WHAT IS REQUIRED
The data below should be printed in full, exactly, and without any of its images.

++++ DATA TO PROCESS

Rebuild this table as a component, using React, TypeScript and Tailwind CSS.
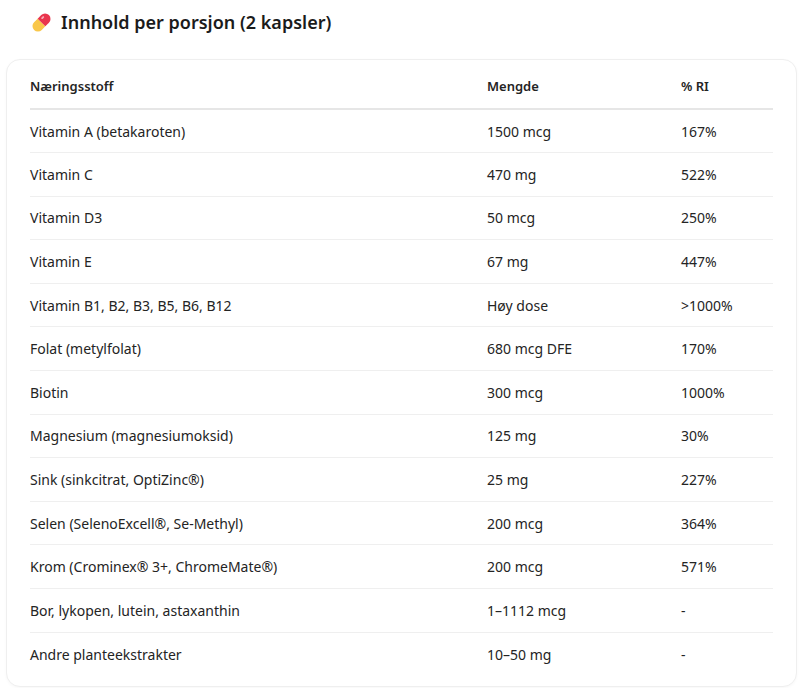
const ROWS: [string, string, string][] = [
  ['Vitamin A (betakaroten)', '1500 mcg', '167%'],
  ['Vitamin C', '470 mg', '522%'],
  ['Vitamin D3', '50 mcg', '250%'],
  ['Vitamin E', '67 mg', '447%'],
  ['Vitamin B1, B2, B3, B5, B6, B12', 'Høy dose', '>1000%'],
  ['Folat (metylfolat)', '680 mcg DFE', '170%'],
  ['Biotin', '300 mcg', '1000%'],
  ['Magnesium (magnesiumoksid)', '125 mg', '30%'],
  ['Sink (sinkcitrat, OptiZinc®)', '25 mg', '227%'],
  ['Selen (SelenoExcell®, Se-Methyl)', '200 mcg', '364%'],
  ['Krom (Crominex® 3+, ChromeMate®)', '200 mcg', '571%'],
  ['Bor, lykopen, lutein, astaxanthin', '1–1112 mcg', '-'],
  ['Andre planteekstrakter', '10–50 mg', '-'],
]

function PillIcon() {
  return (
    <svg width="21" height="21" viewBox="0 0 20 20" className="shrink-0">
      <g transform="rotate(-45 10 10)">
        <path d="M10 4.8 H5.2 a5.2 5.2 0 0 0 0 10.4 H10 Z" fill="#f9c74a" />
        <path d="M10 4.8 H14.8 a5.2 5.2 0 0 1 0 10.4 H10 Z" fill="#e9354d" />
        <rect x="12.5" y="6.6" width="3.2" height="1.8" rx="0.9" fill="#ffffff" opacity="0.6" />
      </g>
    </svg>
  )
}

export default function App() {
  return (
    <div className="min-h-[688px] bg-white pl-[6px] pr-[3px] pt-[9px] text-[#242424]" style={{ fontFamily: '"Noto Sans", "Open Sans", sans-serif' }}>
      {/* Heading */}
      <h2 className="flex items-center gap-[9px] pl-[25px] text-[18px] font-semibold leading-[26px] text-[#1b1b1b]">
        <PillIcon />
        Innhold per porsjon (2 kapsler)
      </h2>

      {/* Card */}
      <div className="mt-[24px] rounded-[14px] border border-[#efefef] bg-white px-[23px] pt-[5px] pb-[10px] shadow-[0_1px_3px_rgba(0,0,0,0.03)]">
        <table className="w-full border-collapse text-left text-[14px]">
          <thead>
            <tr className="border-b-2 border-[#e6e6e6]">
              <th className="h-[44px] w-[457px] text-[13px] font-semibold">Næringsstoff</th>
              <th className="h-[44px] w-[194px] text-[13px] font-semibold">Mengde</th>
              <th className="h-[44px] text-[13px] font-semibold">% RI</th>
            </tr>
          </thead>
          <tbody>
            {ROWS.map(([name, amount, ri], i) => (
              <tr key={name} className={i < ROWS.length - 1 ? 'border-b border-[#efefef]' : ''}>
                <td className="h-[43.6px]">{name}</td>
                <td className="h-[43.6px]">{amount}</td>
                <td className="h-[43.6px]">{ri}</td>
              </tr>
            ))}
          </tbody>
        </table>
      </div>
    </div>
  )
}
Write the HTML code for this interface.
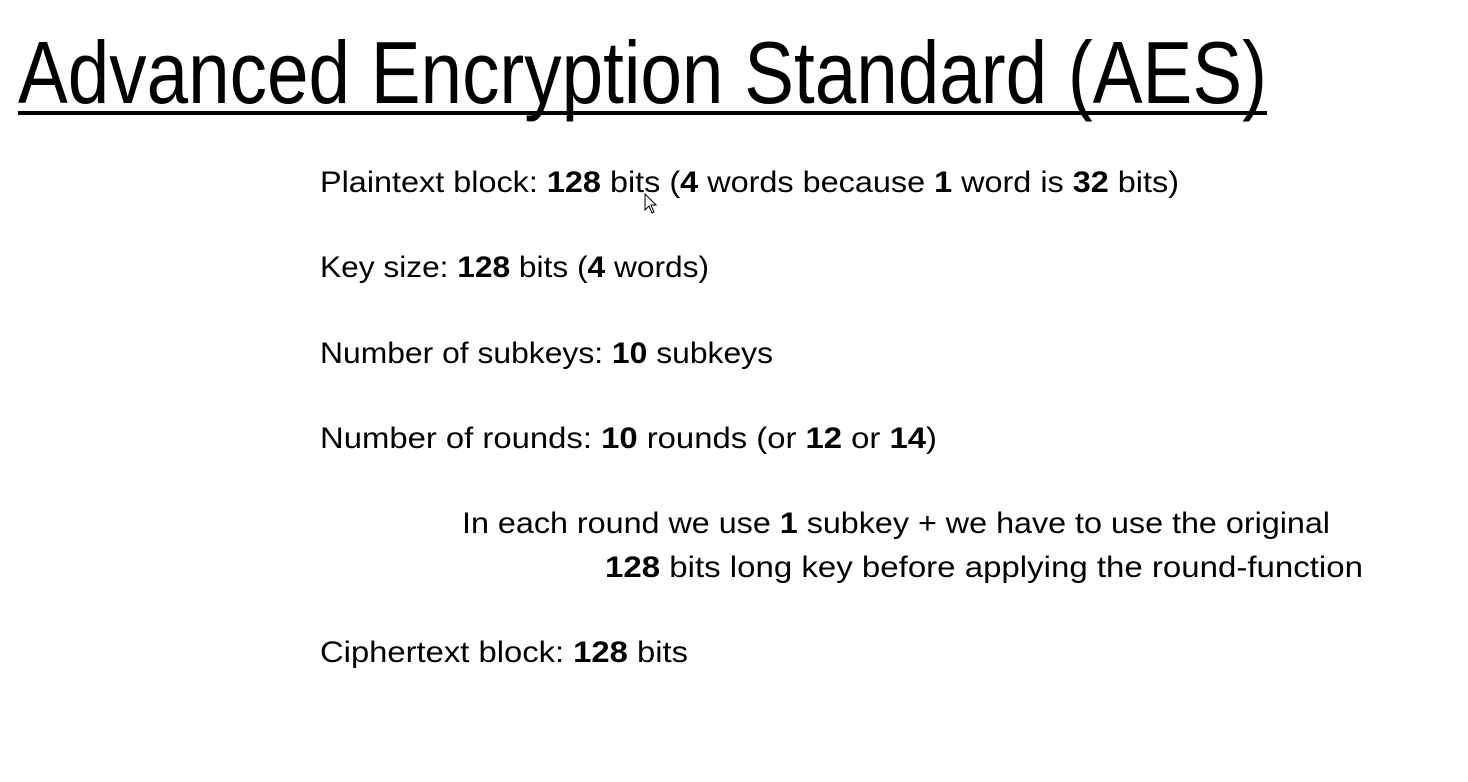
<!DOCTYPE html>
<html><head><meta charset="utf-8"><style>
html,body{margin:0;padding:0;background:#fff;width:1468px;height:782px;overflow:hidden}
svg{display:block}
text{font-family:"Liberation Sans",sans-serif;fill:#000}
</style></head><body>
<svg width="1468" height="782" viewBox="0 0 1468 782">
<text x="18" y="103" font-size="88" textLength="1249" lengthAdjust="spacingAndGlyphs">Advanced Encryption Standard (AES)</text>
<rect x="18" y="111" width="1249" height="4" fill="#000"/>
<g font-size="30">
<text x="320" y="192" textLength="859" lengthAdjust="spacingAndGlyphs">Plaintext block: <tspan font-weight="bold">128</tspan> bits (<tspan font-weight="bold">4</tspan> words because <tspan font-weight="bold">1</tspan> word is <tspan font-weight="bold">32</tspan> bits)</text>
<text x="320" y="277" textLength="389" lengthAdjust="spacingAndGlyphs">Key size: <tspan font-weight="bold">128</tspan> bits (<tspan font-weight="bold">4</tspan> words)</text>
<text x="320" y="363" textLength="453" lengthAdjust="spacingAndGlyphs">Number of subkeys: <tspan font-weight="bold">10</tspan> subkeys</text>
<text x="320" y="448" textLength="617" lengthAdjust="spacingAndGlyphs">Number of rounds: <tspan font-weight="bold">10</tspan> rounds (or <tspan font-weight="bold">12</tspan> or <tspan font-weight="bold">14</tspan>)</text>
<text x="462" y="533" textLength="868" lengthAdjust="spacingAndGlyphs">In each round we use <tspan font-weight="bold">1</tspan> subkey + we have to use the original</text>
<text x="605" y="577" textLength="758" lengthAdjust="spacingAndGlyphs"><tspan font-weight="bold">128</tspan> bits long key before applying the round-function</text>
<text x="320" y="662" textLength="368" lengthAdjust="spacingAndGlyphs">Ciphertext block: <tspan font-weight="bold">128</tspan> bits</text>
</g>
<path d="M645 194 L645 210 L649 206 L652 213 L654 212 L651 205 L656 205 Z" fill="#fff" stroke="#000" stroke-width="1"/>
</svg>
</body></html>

++++++++

OUTPUT OF THE TASK
Rebuild this table as a component, using React, TypeScript and Tailwind CSS.
const ROWS: [string, string, string][] = [
  ['Vitamin A (betakaroten)', '1500 mcg', '167%'],
  ['Vitamin C', '470 mg', '522%'],
  ['Vitamin D3', '50 mcg', '250%'],
  ['Vitamin E', '67 mg', '447%'],
  ['Vitamin B1, B2, B3, B5, B6, B12', 'Høy dose', '>1000%'],
  ['Folat (metylfolat)', '680 mcg DFE', '170%'],
  ['Biotin', '300 mcg', '1000%'],
  ['Magnesium (magnesiumoksid)', '125 mg', '30%'],
  ['Sink (sinkcitrat, OptiZinc®)', '25 mg', '227%'],
  ['Selen (SelenoExcell®, Se-Methyl)', '200 mcg', '364%'],
  ['Krom (Crominex® 3+, ChromeMate®)', '200 mcg', '571%'],
  ['Bor, lykopen, lutein, astaxanthin', '1–1112 mcg', '-'],
  ['Andre planteekstrakter', '10–50 mg', '-'],
]

function PillIcon() {
  return (
    <svg width="21" height="21" viewBox="0 0 20 20" className="shrink-0">
      <g transform="rotate(-45 10 10)">
        <path d="M10 4.8 H5.2 a5.2 5.2 0 0 0 0 10.4 H10 Z" fill="#f9c74a" />
        <path d="M10 4.8 H14.8 a5.2 5.2 0 0 1 0 10.4 H10 Z" fill="#e9354d" />
        <rect x="12.5" y="6.6" width="3.2" height="1.8" rx="0.9" fill="#ffffff" opacity="0.6" />
      </g>
    </svg>
  )
}

export default function App() {
  return (
    <div className="min-h-[688px] bg-white pl-[6px] pr-[3px] pt-[9px] text-[#242424]" style={{ fontFamily: '"Noto Sans", "Open Sans", sans-serif' }}>
      {/* Heading */}
      <h2 className="flex items-center gap-[9px] pl-[25px] text-[18px] font-semibold leading-[26px] text-[#1b1b1b]">
        <PillIcon />
        Innhold per porsjon (2 kapsler)
      </h2>

      {/* Card */}
      <div className="mt-[24px] rounded-[14px] border border-[#efefef] bg-white px-[23px] pt-[5px] pb-[10px] shadow-[0_1px_3px_rgba(0,0,0,0.03)]">
        <table className="w-full border-collapse text-left text-[14px]">
          <thead>
            <tr className="border-b-2 border-[#e6e6e6]">
              <th className="h-[44px] w-[457px] text-[13px] font-semibold">Næringsstoff</th>
              <th className="h-[44px] w-[194px] text-[13px] font-semibold">Mengde</th>
              <th className="h-[44px] text-[13px] font-semibold">% RI</th>
            </tr>
          </thead>
          <tbody>
            {ROWS.map(([name, amount, ri], i) => (
              <tr key={name} className={i < ROWS.length - 1 ? 'border-b border-[#efefef]' : ''}>
                <td className="h-[43.6px]">{name}</td>
                <td className="h-[43.6px]">{amount}</td>
                <td className="h-[43.6px]">{ri}</td>
              </tr>
            ))}
          </tbody>
        </table>
      </div>
    </div>
  )
}
Write the HTML code for this interface.
<!DOCTYPE html>
<html><head><meta charset="utf-8"><style>
html,body{margin:0;padding:0;background:#fff;width:1468px;height:782px;overflow:hidden}
svg{display:block}
text{font-family:"Liberation Sans",sans-serif;fill:#000}
</style></head><body>
<svg width="1468" height="782" viewBox="0 0 1468 782">
<text x="18" y="103" font-size="88" textLength="1249" lengthAdjust="spacingAndGlyphs">Advanced Encryption Standard (AES)</text>
<rect x="18" y="111" width="1249" height="4" fill="#000"/>
<g font-size="30">
<text x="320" y="192" textLength="859" lengthAdjust="spacingAndGlyphs">Plaintext block: <tspan font-weight="bold">128</tspan> bits (<tspan font-weight="bold">4</tspan> words because <tspan font-weight="bold">1</tspan> word is <tspan font-weight="bold">32</tspan> bits)</text>
<text x="320" y="277" textLength="389" lengthAdjust="spacingAndGlyphs">Key size: <tspan font-weight="bold">128</tspan> bits (<tspan font-weight="bold">4</tspan> words)</text>
<text x="320" y="363" textLength="453" lengthAdjust="spacingAndGlyphs">Number of subkeys: <tspan font-weight="bold">10</tspan> subkeys</text>
<text x="320" y="448" textLength="617" lengthAdjust="spacingAndGlyphs">Number of rounds: <tspan font-weight="bold">10</tspan> rounds (or <tspan font-weight="bold">12</tspan> or <tspan font-weight="bold">14</tspan>)</text>
<text x="462" y="533" textLength="868" lengthAdjust="spacingAndGlyphs">In each round we use <tspan font-weight="bold">1</tspan> subkey + we have to use the original</text>
<text x="605" y="577" textLength="758" lengthAdjust="spacingAndGlyphs"><tspan font-weight="bold">128</tspan> bits long key before applying the round-function</text>
<text x="320" y="662" textLength="368" lengthAdjust="spacingAndGlyphs">Ciphertext block: <tspan font-weight="bold">128</tspan> bits</text>
</g>
<path d="M645 194 L645 210 L649 206 L652 213 L654 212 L651 205 L656 205 Z" fill="#fff" stroke="#000" stroke-width="1"/>
</svg>
</body></html>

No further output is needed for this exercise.